Battle of Salut
| Date | 130 AD |
| Location | Salut, Modern Day Oman |
| Result | Arab victory |

Belligerents
- Azd Tribe Zahran tribe; ;: Parthian Forces

Commanders and leaders
- Malik Bin Fahm Amr bin Fahm bin Taymallah.: Bara b Dara b Bahman. A Marzuban

Casualties and losses
- Unknown: Unknown

= Battle of Salut =

The Battle of Salut as described in Omani tradition was a conflict between Arab tribal migrants against Persian forces stationed in Oman. Salut was described as a stronghold for the Persians, as it was an early settlement for the Persians associated with Aflaj immigration systems and regional control.

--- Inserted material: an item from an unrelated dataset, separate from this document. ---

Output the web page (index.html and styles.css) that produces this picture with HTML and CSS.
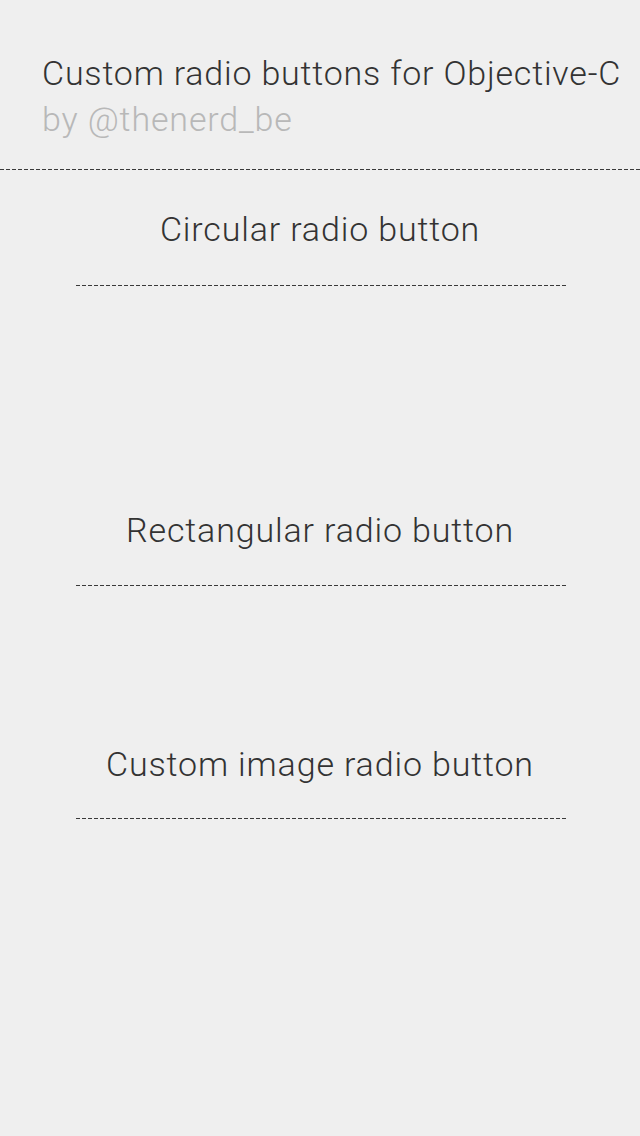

== Azdi Conquest of Oman ==
According to later recordings, the battle took place in Salut and nearby areas, where Malik's army had defeated the Persians in a decisive battle, and causing the parthians to surrender and withdraw from the Arabian peninsula, Later Omani traditions portray the battle as a Turning point in the history of South East Arabia, Marking the beginning of sustained Arab political dominance in Oman. Some accounts further state that the victory enabled Malik ibn Fahm and his followers to secure control over major settlements and trade routes in the Omani interior.
Modern historians however, note that contemporary evidence for the battle is scarce and that the surviving narratives were recorded centuries after they were described.

==Aftermath==
Traditions claim that after the Persian defeat in Oman, the Azd Tribe made a kingdom there. Historiographer J. C. Wilkinson suggests that the degree of success the Azd had over the Persians in this battle is nonetheless, the traditions surrounding the battle occupy are portrayed frequently as symbolizing the establishment of Arab rule in the region.

but Modern scholars tread carefully, suggesting that they may preserve memories carefully of broader processes of Arab tribal migration, tribal consolidation in pre-Islamic Oman rather than a fully documented historical event.